The pseudo code looks like this:
For each line:
Read line into line_string
If sentence_string is not empty:
Append newline to sentence_string
End If
Append line_string to sentence_string
End For Each
When translating into C++ you will find the 'for each line' logic a little more complex - it is easier to use a bottom tested do...while loop. Further, the easiest string type to use for the sentence is a C++ std::string, but the type that is passed to and from istream::getline is a C-style char array. The following is an example program to read many lines and build a sentence string from them:
#include <string> // C++ string classes for std::sting
#include <cstring> // C string declarations for strlen
#include <iostream> // C++ iostreams for std::cin and std::cout
int main()
{
// line_string is a C-style char array for std::istream::getline
size_t const MaxLineLength(1024);
char line_string[ MaxLineLength ];
// sentence_string can be a std::string however.
std::string sentence_string;
// The line length is used to detect when we are done
size_t line_length( 0 );
// Prompt user
std::cout << "Please enter text. "
"It can use many lines. "
"Enter a blank line to stop:\n"
;
// Start line reading, sentence building loop
do
{
// Read line and obtain line length
std::cin.getline( line_string, MaxLineLength );
line_length = strlen( line_string );
// Don't process line_string if it is empty
if ( line_length > 0 )
{
// If we already have text in the sentence append a newline
if ( ! sentence_string.empty() )
{
sentence_string += '\n';
}
// Append line_string text to sentence_string
sentence_string += line_string;
}
} // Continue while line_stirng not empty
while ( line_length > 0 );
// Display final sentence_string value:
std::cout << "Sentence:\n" << sentence_string << '\n';
system( "pause" );
}
If sentence_string were also a C-style char array then you would use
strcat( sentence_string, line_string );
However strcat does _not_ allocate more space for the sentence_string array if it is needed as std::string will. Instead strcat will try to copy the data off the end of the array if there is not enough room.
If you are lucky this will cause the program to crash immediately and if you are not will either cause a crash later or other values to be 'mysteriously' changed because the memory they occupied was overwritten. This sort of thing is called a 'buffer overrun' and is a major source of security problems in software.

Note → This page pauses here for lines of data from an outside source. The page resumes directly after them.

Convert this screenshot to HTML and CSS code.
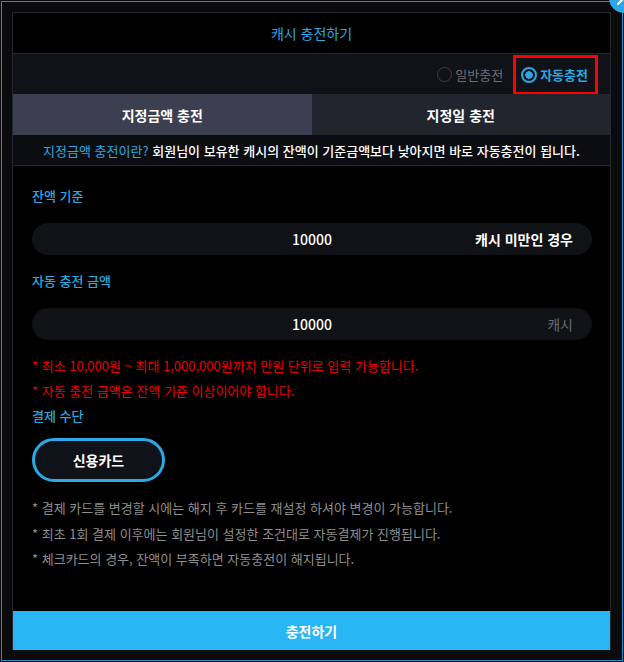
FILE: index.html
```html
<!DOCTYPE html>
<html lang="ko">
<head>
  <meta charset="UTF-8">
  <meta name="viewport" content="width=device-width, initial-scale=1.0">
  <title>캐시 충전하기</title>
  <link rel="stylesheet" href="styles.css">
</head>
<body>

<div class="frame">
  <div class="panel">
    <header class="title">캐시 충전하기</header>

    <div class="mode-row">
      <label class="mode">
        <span class="radio"></span>일반충전
      </label>
      <label class="mode mode-on">
        <span class="radio"></span>자동충전
      </label>
    </div>

    <div class="tabs">
      <div class="tab tab-on">지정금액 충전</div>
      <div class="tab">지정일 충전</div>
    </div>

    <p class="info"><span class="info-key">지정금액 충전이란?</span> 회원님이 보유한 캐시의 잔액이 기준금액보다 낮아지면 바로 자동충전이 됩니다.</p>

    <div class="content">
      <div class="label">잔액 기준</div>
      <div class="field">
        <span class="value">10000</span>
        <span class="suffix suffix-strong">캐시 미만인 경우</span>
      </div>

      <div class="label">자동 충전 금액</div>
      <div class="field">
        <span class="value">10000</span>
        <span class="suffix">캐시</span>
      </div>

      <ul class="notes notes-red">
        <li>* 최소 10,000원 ~ 최대 1,000,000원까지 만원 단위로 입력 가능합니다.</li>
        <li>* 자동 충전 금액은 잔액 기준 이상이어야 합니다.</li>
      </ul>

      <div class="label label-pay">결제 수단</div>
      <button class="card-btn">신용카드</button>

      <ul class="notes notes-gray">
        <li>* 결제 카드를 변경할 시에는 해지 후 카드를 재설정 하셔야 변경이 가능합니다.</li>
        <li>* 최초 1회 결제 이후에는 회원님이 설정한 조건대로 자동결제가 진행됩니다.</li>
        <li>* 체크카드의 경우, 잔액이 부족하면 자동충전이 해지됩니다.</li>
      </ul>
    </div>

    <button class="submit">충전하기</button>
  </div>
</div>

<div class="edit-badge">
  <svg width="30" height="30" viewBox="0 0 30 30">
    <circle cx="15" cy="15" r="15" fill="#2aa9e6"/>
    <path d="M9 21 L20 10" stroke="#fff" stroke-width="2" stroke-linecap="round"/>
  </svg>
</div>

</body>
</html>
```

FILE: styles.css
```css
* {
  box-sizing: border-box;
}
body {
  margin: 0;
  padding: 1px;
  background-color: #0b0b0d;
  font-family: "Noto Sans CJK KR", "Noto Sans", sans-serif;
  color: #fff;
  overflow: hidden;
}
.frame {
  width: 622px;
  height: 660px;
  border: 1px solid #2b8ec2;
  padding: 10px 11px 10px 10px;
}
.panel {
  height: 638px;
  display: flex;
  flex-direction: column;
  background-color: #000;
  border: 1px solid #25272e;
  border-bottom: none;
}
.title {
  height: 41px;
  display: flex;
  align-items: center;
  justify-content: center;
  font-size: 14px;
  color: #2aa8e0;
  border-bottom: 1px solid #25272e;
}
.mode-row {
  height: 40px;
  display: flex;
  justify-content: flex-end;
  align-items: center;
  padding: 1px 12px 0 0;
  background-color: #101218;
}
.mode {
  display: flex;
  align-items: center;
  gap: 3px;
  font-size: 13px;
  color: #6c6f77;
  height: 40px;
  margin-right: 10px;
}
.radio {
  width: 15px;
  height: 15px;
  border-radius: 50%;
  border: 1.5px solid #3e4149;
}
.mode-on {
  color: #2aa8e0;
  font-weight: bold;
  border: 3px solid #f00;
  padding: 0 7px 0 5px;
  margin-right: 0;
}
.mode-on .radio {
  width: 16px;
  height: 16px;
  border: 2px solid #2aa8e0;
  background: radial-gradient(circle, #2aa8e0 0 3.5px, transparent 4px);
}
.tabs {
  display: flex;
  height: 41px;
}
.tab {
  flex: 1;
  display: flex;
  align-items: center;
  justify-content: center;
  font-size: 14px;
  font-weight: bold;
  background-color: #22252e;
}
.tab-on {
  background-color: #3b3f50;
}
.info {
  margin: 0;
  height: 31px;
  display: flex;
  align-items: center;
  justify-content: center;
  font-size: 13px;
  font-weight: 500;
  background-color: #0c0d11;
  border-bottom: 1px solid #25272e;
  white-space: pre;
}
.info-key {
  color: #2aa8e0;
  font-weight: normal;
}
.content {
  flex: 1;
  padding: 21px 18px 0 19px;
}
.label {
  font-size: 13px;
  line-height: 18px;
  color: #2aa8e0;
  font-weight: 500;
}
.field + .label {
  margin-top: 17px;
}
.field {
  display: flex;
  align-items: center;
  justify-content: space-between;
  position: relative;
  height: 32px;
  margin-top: 18px;
  padding: 0 19px;
  border-radius: 16px;
  background-color: #111216;
}
.value {
  position: absolute;
  left: 50%;
  transform: translateX(-50%);
  font-size: 14px;
  font-weight: 500;
}
.suffix {
  margin-left: auto;
  font-size: 14px;
  color: #6a6b70;
}
.suffix-strong {
  color: #fff;
  font-weight: bold;
}
.notes {
  list-style: none;
  margin: 0;
  padding: 0;
  font-size: 13px;
  line-height: 25px;
}
.notes-red {
  margin-top: 13px;
  color: #e80000;
}
.label-pay {
  margin-top: 4px;
}
.card-btn {
  display: block;
  width: 133px;
  height: 44px;
  margin: 13px 0 13px;
  border: 3px solid #2aa9e6;
  border-radius: 22px;
  background-color: #10121a;
  color: #fff;
  font-family: inherit;
  font-size: 14px;
  font-weight: bold;
}
.notes-gray {
  color: #8e8e8e;
  line-height: 25.5px;
}
.submit {
  height: 39px;
  width: 100%;
  border: none;
  background-color: #29b6f4;
  color: #fff;
  font-family: inherit;
  font-size: 14px;
  font-weight: bold;
}
.edit-badge {
  position: absolute;
  top: -17px;
  left: 609px;
}
```
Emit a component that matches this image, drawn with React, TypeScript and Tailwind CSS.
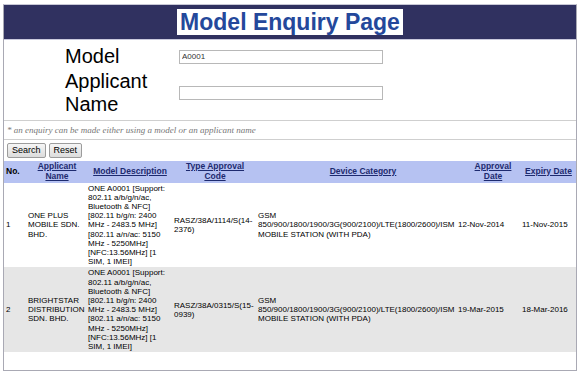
import React from "react";

interface ApprovalRow {
  no: number;
  applicant: string;
  model: string;
  code: string;
  category: string[];
  approved: string;
  expires: string;
}

const MODEL_TEXT =
  "ONE A0001 [Support: 802.11 a/b/g/n/ac, Bluetooth & NFC] [802.11 b/g/n: 2400 MHz - 2483.5 MHz] [802.11 a/n/ac: 5150 MHz - 5250MHz] [NFC:13.56MHz] [1 SIM, 1 IMEI]";

const CATEGORY = [
  "GSM",
  "850/900/1800/1900/3G(900/2100)/LTE(1800/2600)/ISM",
  "MOBILE STATION (WITH PDA)",
];

const rows: ApprovalRow[] = [
  {
    no: 1,
    applicant: "ONE PLUS MOBILE SDN. BHD.",
    model: MODEL_TEXT,
    code: "RASZ/38A/1114/S(14-2376)",
    category: CATEGORY,
    approved: "12-Nov-2014",
    expires: "11-Nov-2015",
  },
  {
    no: 2,
    applicant: "BRIGHTSTAR DISTRIBUTION SDN. BHD.",
    model: MODEL_TEXT,
    code: "RASZ/38A/0315/S(15-0939)",
    category: CATEGORY,
    approved: "19-Mar-2015",
    expires: "18-Mar-2016",
  },
];

const App: React.FC = () => {
  return (
    <div className="min-h-[376px] bg-white pt-[4px] pl-[3px] font-['Liberation_Sans',Arial,sans-serif]">
      <div className="w-[574px] border border-[#a9a9b4] border-t-[#c8c8d6] pb-[18px]">
        {/* title band */}
        <div className="flex h-[35px] items-center justify-center border-b border-[#c9c9dd] bg-[#303160]">
          <span className="bg-white px-[3px] text-[23px] font-bold leading-[26px] text-[#24489b]">
            Model Enquiry Page
          </span>
        </div>

        {/* search form */}
        <div className="pl-[61px] pt-[4px] pb-[3px] text-black">
          <div className="flex items-center py-[1px]">
            <label className="w-[114px] text-[20px] leading-[23px]">Model</label>
            <input
              type="text"
              defaultValue="A0001"
              className="h-[14px] w-[204px] border border-[#b8b8b8] bg-white px-[2px] text-[8px] text-[#333] outline-none"
            />
          </div>
          <div className="flex items-center py-[1px]">
            <label className="w-[114px] pr-[20px] text-[20px] leading-[23px]">
              Applicant Name
            </label>
            <input
              type="text"
              className="h-[14px] w-[204px] border border-[#b8b8b8] bg-white px-[2px] text-[8px] outline-none"
            />
          </div>
        </div>

        <div className="border-y border-[#cfcfcf] py-[4px] pl-[3px] font-['Liberation_Serif',serif] text-[9px] italic leading-[10px] text-[#777]">
          * an enquiry can be made either using a model or an applicant name
        </div>

        <div className="flex gap-[3px] pt-[3px] pb-[3px] pl-[3px]">
          <button className="h-[15px] rounded-[2px] border border-[#9c9c9c] bg-linear-to-b from-[#f6f6f6] to-[#dcdcdc] px-[4px] text-[9px] leading-none text-black">
            Search
          </button>
          <button className="h-[15px] rounded-[2px] border border-[#9c9c9c] bg-linear-to-b from-[#f6f6f6] to-[#dcdcdc] px-[4px] text-[9px] leading-none text-black">
            Reset
          </button>
        </div>

        {/* results */}
        <table className="w-full table-fixed border-collapse text-[8px] text-black">
          <colgroup>
            <col className="w-[23px]" />
            <col className="w-[60px]" />
            <col className="w-[86px]" />
            <col className="w-[84px]" />
            <col className="w-[200px]" />
            <col className="w-[62px]" />
            <col className="w-[57px]" />
          </colgroup>
          <thead>
            <tr className="bg-[#b6c2f2] text-[8.5px] font-bold leading-[9.8px]">
              <th className="py-[1px] pl-[2px] text-left align-middle">No.</th>
              <th className="py-[1px] text-center align-middle text-[#1d2a6f] underline">
                Applicant
                <br />
                Name
              </th>
              <th className="py-[1px] text-center align-middle text-[#1d2a6f] underline">
                Model Description
              </th>
              <th className="py-[1px] text-center align-middle text-[#1d2a6f] underline">
                Type Approval
                <br />
                Code
              </th>
              <th className="py-[1px] pl-[12px] text-center align-middle text-[#1d2a6f] underline">
                Device Category
              </th>
              <th className="py-[1px] pl-[10px] text-center align-middle text-[#1d2a6f] underline">
                Approval
                <br />
                Date
              </th>
              <th className="py-[1px] pl-[2px] text-center align-middle text-[#1d2a6f] underline">
                Expiry Date
              </th>
            </tr>
          </thead>
          <tbody>
            {rows.map((row) => (
              <tr
                key={row.no}
                className={`leading-[9.2px] ${row.no % 2 === 0 ? "bg-[#e6e6e6]" : "bg-white"}`}
              >
                <td className="py-[1px] pl-[2px] align-middle">{row.no}</td>
                <td className="py-[1px] pl-[1px] align-middle">{row.applicant}</td>
                <td className="py-[1px] pl-[1px] align-middle">{row.model}</td>
                <td className="py-[1px] pl-[1px] align-middle">{row.code}</td>
                <td className="py-[1px] pl-[1px] align-middle">
                  {row.category.map((line) => (
                    <div key={line}>{line}</div>
                  ))}
                </td>
                <td className="py-[1px] pl-[1px] align-middle">{row.approved}</td>
                <td className="py-[1px] pl-[3px] align-middle">{row.expires}</td>
              </tr>
            ))}
          </tbody>
        </table>
      </div>
    </div>
  );
};

export default App;
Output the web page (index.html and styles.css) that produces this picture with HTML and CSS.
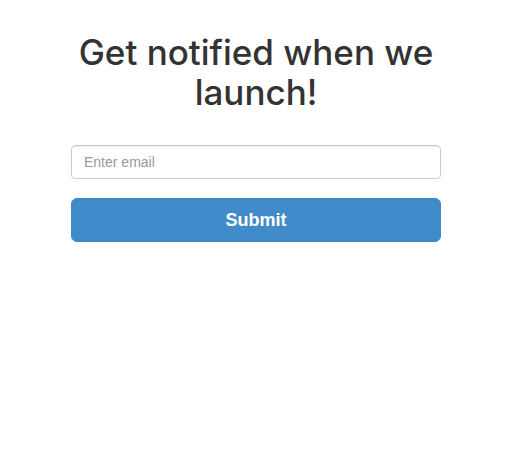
FILE: index.html
```html
<!DOCTYPE html>
<html>
<head>
<meta charset="utf-8">
<link rel="stylesheet" href="styles.css">
</head>
<body>
<main class="signup">
  <h1 class="signup-title">Get notified when we launch!</h1>
  <form class="signup-form">
    <input class="email-input" type="email" placeholder="Enter email">
    <button class="submit-btn" type="button">Submit</button>
  </form>
</main>
</body>
</html>
```

FILE: styles.css
```css
html, body {
  margin: 0;
  padding: 0;
  background: #fff;
}
body {
  font-family: "Liberation Sans", Arial, Helvetica, sans-serif;
  color: #333;
}
.signup {
  width: 370px;
  margin-left: 71px;
  padding-top: 33px;
}
.signup-title {
  margin: 0;
  font-family: Inter, "Liberation Sans", sans-serif;
  font-size: 35px;
  line-height: 39.6px;
  font-weight: 500;
  text-align: center;
  color: #333;
}
.signup-form {
  margin-top: 33px;
  display: flex;
  flex-direction: column;
  gap: 19px;
}
.email-input {
  box-sizing: border-box;
  height: 34px;
  width: 100%;
  margin: 0;
  padding: 6px 12px;
  font-family: inherit;
  font-size: 14px;
  color: #555;
  border: 1px solid #ccc;
  border-radius: 4px;
  box-shadow: inset 0 1px 1px rgba(0,0,0,0.075);
  outline: none;
}
.email-input::placeholder {
  color: #999;
}
.submit-btn {
  box-sizing: border-box;
  height: 44px;
  width: 100%;
  margin: 0;
  border: 1px solid #3f89c9;
  border-radius: 6px;
  background: #428bca;
  color: #fff;
  font-family: inherit;
  font-size: 18px;
  font-weight: bold;
  cursor: pointer;
}
```
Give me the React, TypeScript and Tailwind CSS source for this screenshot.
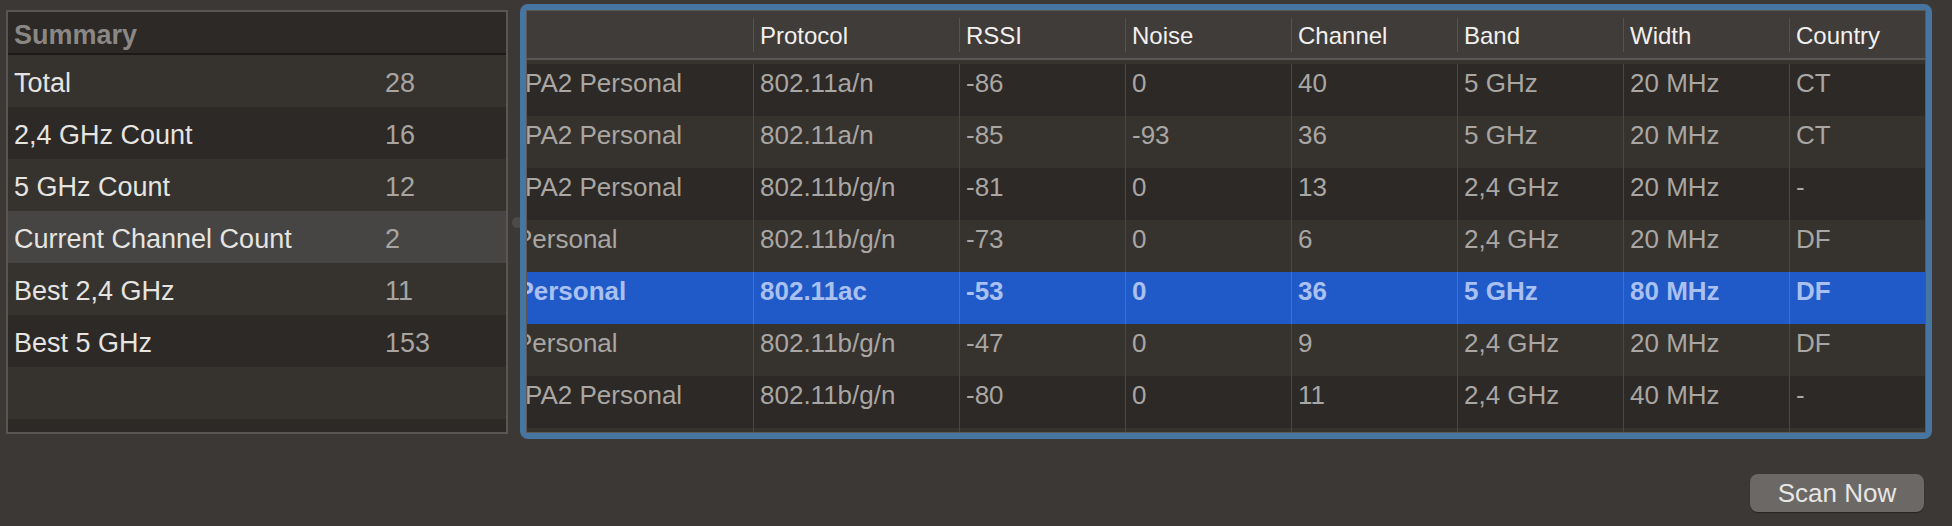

The result is that you have to take a decision as to what to do if the remaining space in sentence_string is less than the number of characters in line_string. Some options are:
1/ Make sentence_string very large (say char senetence_string[50000]), and ignore the problem of writing off the end of sentence_string if there is insufficient space.
2/ Make sentence_string large and check that there is sufficient space for strcat to operate safely.
3/ Make sentence_string initially large enough for most sentences and allocate more space as needed, copying the data from the old senetence_string memory to the new using strcpy. Note that strcpy has similar potential for buffer overruns as strcat.
The first option tries to prevent the problem by using a sentence array size so large that no sentence should ever be that long. It will eventually lead to a crash or other problems as people start using your sentence for other purposes - such as whole essays.
The second option is safe but may prevent some people's sentences being accepted because they are too long - hence the size has to be large enough for the longest conceivable sentence.
The final option allows the space used by sentence_string to be small at first and grow as needed. This is effectively what std::string does for you. However you have to handle the memory management yourself and this is not pretty and is error prone. Here is one implementation that I show as an example of the sort of thing that has to be done:
void Append
( char *& appended_to_string
, char * const appended_string
, size_t & append_to_max_size
)
{
size_t append_to_length( strlen(appended_to_string) );
size_t appended_length( strlen(appended_string) );
if ( (append_to_length + appended_length) >= append_to_max_size )
{
append_to_max_size = (append_to_length + appended_length);
append_to_max_size += append_to_max_size/2;
char * new_append_to_buffer = new char[append_to_max_size];
strcpy( new_append_to_buffer, appended_to_string );
delete [] appended_to_string;
appended_to_string = new_append_to_buffer;
}
strcat( appended_to_string, appended_string );
}
This code has to be used with data that is correctly formed to start with. The appended_to_string has to be initially dynamically created using new [] (and destroyed using delete []). Its first character must be set to zero ( '\0' ) to ensure the C-string is initialised to zero length correctly. Both the appended_to_string and append_to_max_size may be modified in the Append function so must be output parameters as well as input parameters, and the passed items cannot be const (as you might use for the sentence_string maximum size value).
Calls to Append would have to be made anywhere I use += to append to sentence_string in the original example (and '\n' has to be passed as a string literal: "\n").
Finally, memory is a finite resource and so may become exhausted anytime more is requested. This applies to allocations done by std::string and those in Append and elsewhere. I have not shown error handling for memory exhaustion to keep the code simpler.